Las Fresas de la Amargura

TAL CUAL MARTES 24 DE ABRIL DE 2001

CULTURA

el ojo de la serpiente

Rafael Marziano Tinoco

Las fresas de la amargura

El 8 de enero de 1968 el entonces ministro francés de juventud y deportes fue obligado a abandonar la inauguración de una nueva piscina en la universidad de Nanterre, por un grupo revoltoso de estudiantes. Entre ellos uno, con cierto acento alemán, le reclamó a gritos que todo lo que querían era tener libertad sexual, aludiendo a la separación obligatoria que existía en los dormitorios estudiantiles, entre chicos y chicas. Seis meses más tarde, el mundo habría visto arder a toda Francia, y la deportación de Daniel Cohn-Bendit ("Todos somos judíos alemanes" gritaron entonces las paredes de París) más que una derrota a su desenfado revolucionario, fue un signo más de la agonía del Gaollismo y la de toda una época: el mundo todo ardió también por doquier, fingiendo cambiar sus valores o al menos mudando su coraza, marcando el paso de la década militante de las confrontaciones ideológicas, a la década alucinada de los hippies, de su música, de sus drogas y de sus flores. Dos años después, Stuart Hagmann dirigió Las Fresas de la Amargura ( The Strawberry Statement), icono cinematográfico de la revuelta estudiantil americana y de los años sesenta. Su mayor valor consistió en quedarse al lado de las emociones más sencillas, sin tratar de traducir la imprecisa ideología del eterno anhelo juvenil por un mundo mejor, la del repudio natural a toda guerra y al mundo hipócrita de los mayores -cuya hipocresía fue entonces la de los adultos burgueses que por primera vez probaron el bienestar en la post-guerra del mundo civilizado. El final amargo fue el de la brutal represión policial, en nada más brutal que la de Rojo Amanecer (Jorge Fons) donde el mundo que se quería cambiar no era el del bienestar de los adultos burgueses, sino el de la azarosa violencia de la vida común latinoamericana.
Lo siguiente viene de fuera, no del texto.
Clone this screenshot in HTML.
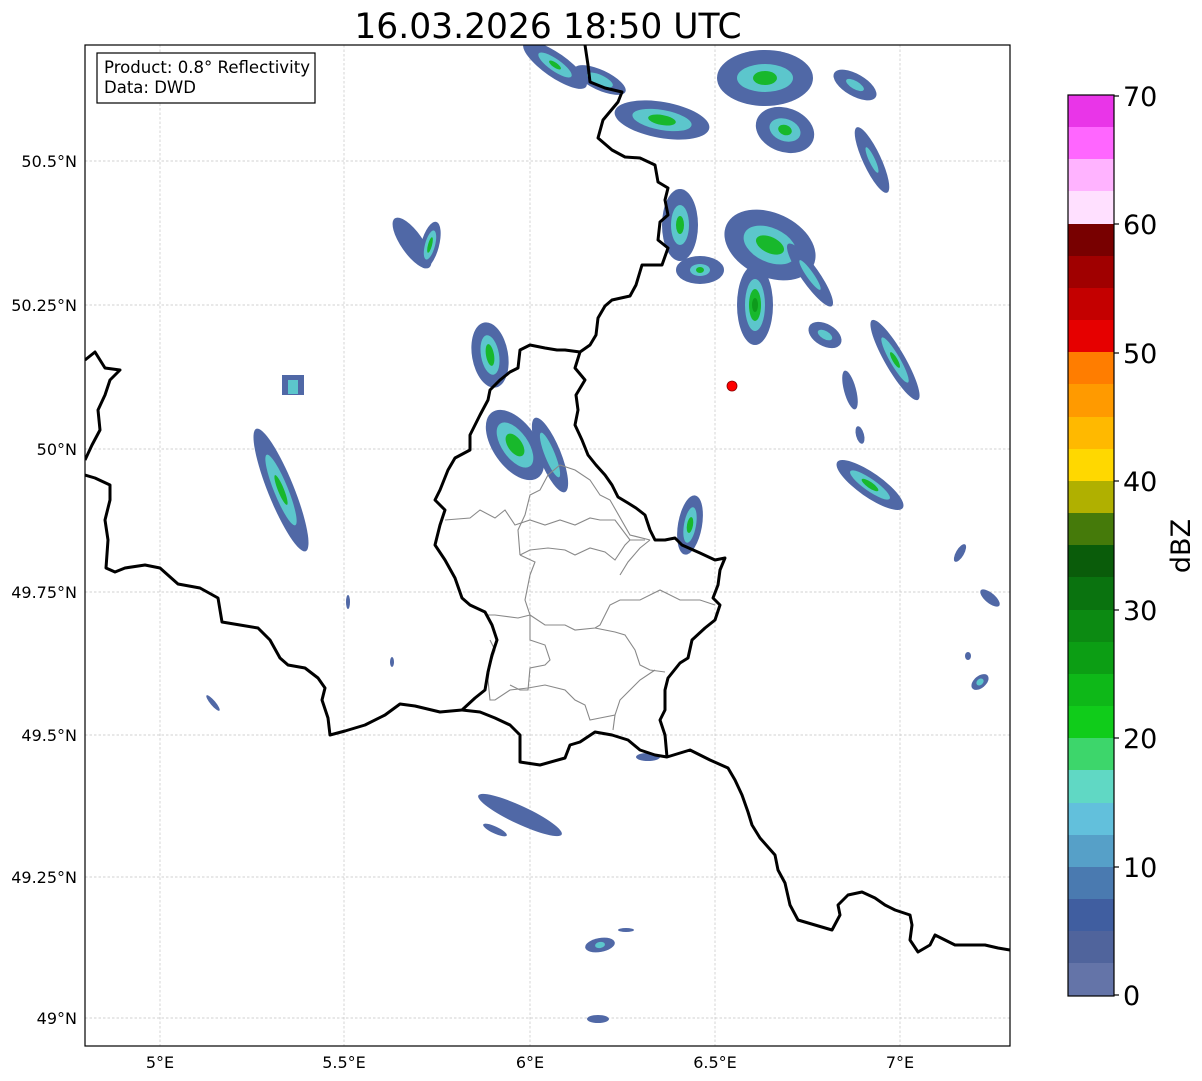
<!DOCTYPE html>
<html><head><meta charset="utf-8"><style>
html,body{margin:0;padding:0;background:#fff;width:1202px;height:1081px;overflow:hidden}
svg{display:block;font-family:"DejaVu Sans","Liberation Sans",sans-serif}
.b{fill:#5068a6}.t{fill:#5cc6cc}.g{fill:#18b82c}.d{fill:#0e9a1c}
.grid{stroke:#c4c4c4;stroke-width:0.7;stroke-dasharray:2.5,2}
.bd{fill:none;stroke:#000;stroke-width:3;stroke-linejoin:round}
.dist{fill:none;stroke:#888;stroke-width:1.1}
</style></head><body>
<svg width="1202" height="1081" viewBox="0 0 1202 1081">
<text x="548" y="38" font-size="34.5" text-anchor="middle">16.03.2026 18:50 UTC</text>
<defs><clipPath id="ax"><rect x="85" y="45" width="925" height="1001"/></clipPath></defs>
<g clip-path="url(#ax)">
<g class="grid">
<line x1="160" y1="45" x2="160" y2="1046"/><line x1="344" y1="45" x2="344" y2="1046"/><line x1="530" y1="45" x2="530" y2="1046"/><line x1="715" y1="45" x2="715" y2="1046"/><line x1="900" y1="45" x2="900" y2="1046"/>
<line x1="85" y1="161" x2="1010" y2="161"/><line x1="85" y1="305" x2="1010" y2="305"/><line x1="85" y1="449" x2="1010" y2="449"/><line x1="85" y1="592" x2="1010" y2="592"/><line x1="85" y1="735" x2="1010" y2="735"/><line x1="85" y1="877" x2="1010" y2="877"/><line x1="85" y1="1018" x2="1010" y2="1018"/>
</g>
<g transform="translate(555,65) rotate(35)"><ellipse class="b" rx="38" ry="12"/><ellipse class="t" rx="20" ry="6"/><ellipse class="g" rx="7" ry="2.5"/></g>
<g transform="translate(600,80) rotate(25)"><ellipse class="b" rx="28" ry="10"/><ellipse class="t" rx="14" ry="5"/></g>
<g transform="translate(662,120) rotate(10)"><ellipse class="b" rx="48" ry="18"/><ellipse class="t" rx="30" ry="10"/><ellipse class="g" rx="14" ry="5"/></g>
<g transform="translate(765,78) rotate(0)"><ellipse class="b" rx="48" ry="28"/><ellipse class="t" rx="28" ry="14"/><ellipse class="g" rx="12" ry="7"/></g>
<g transform="translate(785,130) rotate(20)"><ellipse class="b" rx="30" ry="22"/><ellipse class="t" rx="16" ry="11"/><ellipse class="g" rx="7" ry="5"/></g>
<g transform="translate(855,85) rotate(30)"><ellipse class="b" rx="24" ry="11"/><ellipse class="t" rx="10" ry="4"/></g>
<g transform="translate(872,160) rotate(65)"><ellipse class="b" rx="36" ry="9"/><ellipse class="t" rx="14" ry="3"/></g>
<g transform="translate(680,225) rotate(0)"><ellipse class="b" rx="18" ry="36"/><ellipse class="t" rx="9" ry="20"/><ellipse class="g" rx="4" ry="9"/></g>
<g transform="translate(700,270)"><ellipse class="b" rx="24" ry="14"/><ellipse class="t" rx="10" ry="6"/><ellipse class="g" rx="4" ry="3"/></g>
<g transform="translate(770,245) rotate(25)"><ellipse class="b" rx="48" ry="32"/><ellipse class="t" rx="28" ry="17"/><ellipse class="g" rx="15" ry="8"/></g>
<g transform="translate(755,305)"><ellipse class="b" rx="18" ry="40"/><ellipse class="t" rx="10" ry="26"/><ellipse class="g" rx="6" ry="16"/><ellipse class="d" rx="3" ry="7"/></g>
<g transform="translate(810,275) rotate(55)"><ellipse class="b" rx="38" ry="9"/><ellipse class="t" rx="18" ry="3.5"/></g>
<g transform="translate(825,335) rotate(30)"><ellipse class="b" rx="18" ry="11"/><ellipse class="t" rx="8" ry="4"/></g>
<g transform="translate(895,360) rotate(60)"><ellipse class="b" rx="46" ry="10"/><ellipse class="t" rx="26" ry="5"/><ellipse class="g" rx="9" ry="2.5"/></g>
<g transform="translate(850,390) rotate(75)"><ellipse class="b" rx="20" ry="6"/></g>
<g transform="translate(860,435) rotate(75)"><ellipse class="b" rx="9" ry="4"/></g>
<g transform="translate(870,485) rotate(35)"><ellipse class="b" rx="40" ry="12"/><ellipse class="t" rx="24" ry="6"/><ellipse class="g" rx="10" ry="3"/></g>
<g transform="translate(412,243) rotate(55)"><ellipse class="b" rx="30" ry="11"/></g>
<g transform="translate(430,245) rotate(15)"><ellipse class="b" rx="9" ry="24"/><ellipse class="t" rx="5" ry="15"/><ellipse class="g" rx="2" ry="8"/></g>
<g transform="translate(490,355) rotate(-10)"><ellipse class="b" rx="18" ry="33"/><ellipse class="t" rx="9" ry="20"/><ellipse class="g" rx="4" ry="11"/></g>
<g transform="translate(515,445) rotate(55)"><ellipse class="b" rx="40" ry="22"/><ellipse class="t" rx="26" ry="13"/><ellipse class="g" rx="13" ry="7"/></g>
<g transform="translate(550,455) rotate(-22)"><ellipse class="b" rx="11" ry="40"/><ellipse class="t" rx="5" ry="24"/></g>
<g transform="translate(690,525) rotate(10)"><ellipse class="b" rx="12" ry="30"/><ellipse class="t" rx="6" ry="18"/><ellipse class="g" rx="3" ry="8"/></g>
<g transform="translate(281,490) rotate(-22)"><ellipse class="b" rx="13" ry="66"/><ellipse class="t" rx="7" ry="38"/><ellipse class="g" rx="3" ry="16"/></g>
<g transform="translate(293,388)"><rect class="b" x="-11" y="-13" width="22" height="20"/><rect class="t" x="-5" y="-8" width="10" height="14"/></g>
<g transform="translate(520,815) rotate(25)"><ellipse class="b" rx="46" ry="9"/></g>
<g transform="translate(495,830) rotate(25)"><ellipse class="b" rx="13" ry="3.5"/></g>
<g transform="translate(600,945) rotate(-10)"><ellipse class="b" rx="15" ry="7"/><ellipse class="t" rx="5" ry="3"/></g>
<ellipse class="b" cx="626" cy="930" rx="8" ry="2"/>
<ellipse class="b" cx="598" cy="1019" rx="11" ry="4"/>
<g transform="translate(980,682) rotate(-40)"><ellipse class="b" rx="10" ry="6"/><ellipse class="t" rx="4" ry="3"/></g>
<g transform="translate(990,598) rotate(40)"><ellipse class="b" rx="12" ry="5"/></g>
<g transform="translate(960,553) rotate(-60)"><ellipse class="b" rx="10" ry="4"/></g>
<g transform="translate(213,703) rotate(50)"><ellipse class="b" rx="10" ry="2.5"/></g>
<ellipse class="b" cx="648" cy="757" rx="12" ry="4"/>
<ellipse class="b" cx="348" cy="602" rx="2" ry="7"/>
<ellipse class="b" cx="392" cy="662" rx="2" ry="5"/>
<ellipse class="b" cx="968" cy="656" rx="3" ry="4"/>
<g class="dist">
<polyline points="445,520 470,518 480,510 495,518 505,510 515,525 530,520 545,525 560,520 575,525 590,518 600,520 615,520 630,540"/>
<polyline points="520,555 518,530 525,515 530,495 540,490 548,475 560,465 575,470 590,480 600,495 610,500 630,535 650,540"/>
<polyline points="520,555 530,550 548,548 565,550 575,555 590,548 605,552 615,560 625,545 630,540 645,540"/>
<polyline points="520,555 535,562 530,575 525,600 530,615 518,618 495,615 485,615"/>
<polyline points="620,575 628,562 640,548 650,540"/>
<polyline points="530,615 545,625 565,625 575,630 595,628 600,625 610,605 620,600 640,600 660,590 680,600 700,600 715,605"/>
<polyline points="595,628 615,632 625,635 635,650 640,665 650,670 665,672"/>
<polyline points="530,615 530,640 545,645 550,660 545,665 530,668 528,690 520,690 510,685"/>
<polyline points="490,640 495,650 490,665 488,680 490,700 495,700 510,690 528,688 545,685 565,690 575,700 585,705 590,720 600,718 615,715 620,700 630,690 640,680 655,670"/>
<polyline points="615,715 613,730"/>
</g>
<g class="bd">
<polyline points="585,45 588,65 590,82 605,88 622,92 618,102 603,120 598,138 612,150 625,157 640,158 655,165 658,182 668,188 665,200 668,215 660,222 658,240 668,248 662,265 642,265 636,285 630,296 612,300 605,306 598,318 596,335 590,345 580,352 575,368 585,380 576,395 578,410 575,425 582,440 588,455 596,465 605,475 612,485 618,497 628,503 636,508 645,515 650,530 655,540 665,540 675,538 682,545 700,553 715,560 725,558 720,570 718,585 713,598 720,605 715,620 705,628 692,640 688,658 680,663 668,678 665,690 665,710 660,720 665,735 667,757"/>
<polyline points="580,352 565,350 557,350 545,348 530,345 520,350 518,368 510,372 500,380 490,390 488,400 480,415 475,425 470,435 470,450 455,458 448,470 440,490 435,500 445,510 440,525 435,545 445,560 455,578 462,598 470,605 485,612 492,625 497,640 492,655 488,672 485,690 475,698 462,710 440,712 415,706 400,704 385,715 365,725 345,731 330,735 328,718 322,700 325,688 318,678 305,668 288,665 280,658 270,640 258,628 240,625 222,622 218,598 200,588 178,584 160,568 145,565 125,568 115,572 106,568 108,540 105,520 110,500 110,485 95,478 85,475"/>
<polyline points="462,710 480,712 495,718 510,725 520,735 520,762 540,765 565,758 570,745 580,742 595,732 612,735 628,740 640,750 655,755 667,757 690,750 710,760 728,768 735,780 742,795 748,812 752,825 760,838 775,855 778,870 785,883 790,905 798,920 815,925 832,930 840,915 838,905 848,895 862,892 875,898 885,905 895,910 910,915 912,925 910,940 918,952 930,945 935,935 945,940 955,945 968,945 985,945 998,948 1010,950"/>
<polyline points="85,360 95,352 105,368 120,370 110,380 105,395 98,410 100,430 92,445 85,460"/>
</g>
<circle cx="732" cy="386" r="5" fill="#f00" stroke="#800" stroke-width="0.8"/>
</g>
<rect x="85" y="45" width="925" height="1001" fill="none" stroke="#000" stroke-width="1.2"/>
<rect x="97" y="53" width="218" height="50" fill="#fff" stroke="#000" stroke-width="1.2"/>
<text x="104" y="73" font-size="16.5" textLength="206" lengthAdjust="spacingAndGlyphs">Product: 0.8° Reflectivity</text>
<text x="104" y="93" font-size="16.5">Data: DWD</text>
<g font-size="16" text-anchor="end">
<text x="77" y="167">50.5°N</text><text x="77" y="311">50.25°N</text><text x="77" y="455">50°N</text><text x="77" y="598">49.75°N</text><text x="77" y="741">49.5°N</text><text x="77" y="883">49.25°N</text><text x="77" y="1024">49°N</text>
</g>
<g font-size="16" text-anchor="middle">
<text x="160" y="1068">5°E</text><text x="344" y="1068">5.5°E</text><text x="530" y="1068">6°E</text><text x="715" y="1068">6.5°E</text><text x="900" y="1068">7°E</text>
</g>
<g>
<rect x="1068" y="95" width="46" height="33" fill="#e935e8"/>
<rect x="1068" y="127" width="46" height="33" fill="#ff66ff"/>
<rect x="1068" y="159" width="46" height="33" fill="#ffb3ff"/>
<rect x="1068" y="191" width="46" height="33" fill="#ffe0ff"/>
<rect x="1068" y="224" width="46" height="33" fill="#780000"/>
<rect x="1068" y="256" width="46" height="33" fill="#a00000"/>
<rect x="1068" y="288" width="46" height="33" fill="#c40000"/>
<rect x="1068" y="320" width="46" height="33" fill="#e60000"/>
<rect x="1068" y="352" width="46" height="33" fill="#ff7d00"/>
<rect x="1068" y="384" width="46" height="33" fill="#ff9a00"/>
<rect x="1068" y="417" width="46" height="33" fill="#ffb900"/>
<rect x="1068" y="449" width="46" height="33" fill="#ffd800"/>
<rect x="1068" y="481" width="46" height="33" fill="#b0b000"/>
<rect x="1068" y="513" width="46" height="33" fill="#457a0a"/>
<rect x="1068" y="545" width="46" height="33" fill="#0a5c0a"/>
<rect x="1068" y="577" width="46" height="33" fill="#0a730f"/>
<rect x="1068" y="610" width="46" height="33" fill="#0c8a12"/>
<rect x="1068" y="642" width="46" height="33" fill="#0c9e14"/>
<rect x="1068" y="674" width="46" height="33" fill="#0eb818"/>
<rect x="1068" y="706" width="46" height="33" fill="#10cc1a"/>
<rect x="1068" y="738" width="46" height="33" fill="#3dd66b"/>
<rect x="1068" y="770" width="46" height="33" fill="#60d8c4"/>
<rect x="1068" y="803" width="46" height="33" fill="#62c0dc"/>
<rect x="1068" y="835" width="46" height="33" fill="#56a0c8"/>
<rect x="1068" y="867" width="46" height="33" fill="#4a7ab0"/>
<rect x="1068" y="899" width="46" height="33" fill="#405ea0"/>
<rect x="1068" y="931" width="46" height="33" fill="#50649c"/>
<rect x="1068" y="963" width="46" height="33" fill="#6474a8"/>
<rect x="1068" y="95" width="46" height="901" fill="none" stroke="#000" stroke-width="1.2"/>
<g stroke="#000" stroke-width="1.2">
<line x1="1114" y1="96" x2="1119" y2="96"/><line x1="1114" y1="224" x2="1119" y2="224"/><line x1="1114" y1="353" x2="1119" y2="353"/><line x1="1114" y1="481" x2="1119" y2="481"/><line x1="1114" y1="610" x2="1119" y2="610"/><line x1="1114" y1="738" x2="1119" y2="738"/><line x1="1114" y1="867" x2="1119" y2="867"/><line x1="1114" y1="995" x2="1119" y2="995"/>
</g>
<g font-size="27">
<text x="1123" y="106">70</text><text x="1123" y="234">60</text><text x="1123" y="363">50</text><text x="1123" y="491">40</text><text x="1123" y="620">30</text><text x="1123" y="748">20</text><text x="1123" y="877">10</text><text x="1123" y="1005">0</text>
</g>
<text transform="translate(1190,546) rotate(-90)" font-size="27" text-anchor="middle">dBZ</text>
</g>
</svg>
</body></html>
32 años más tarde recorro la plaza cubierta de la UCV, llena de pancartas que reclaman "la universidad que nos atrevemos a soñar" y que pretenden, con notable torpeza y singular anacronismo, emular las pintas que Cortázar con tanto regocijo recogiera en El Ultimo Round. Rara revolución ésta, que no ataca la tiranía del poder, sino que abiertamente se apoya en ella, con menos audacia de visionario que diligencia de mandadero. Menos que Nanterre del 68, esto recuerda al Munich del 34, y solo nuestra endémica falta de consecuencia nos ha privado de ver las pilas de libros malditos ardiendo al son de los cancioneros de la patria. Y en medio de todo ello, un solo hecho sorprendente, verdaderamente revolucionario: la sentencia de una corte que se atrevió a sentar jurisprudencia diciendo que la ley está sobre todos, incluso, sobre los ahijados de los alcaravanes de la Patria.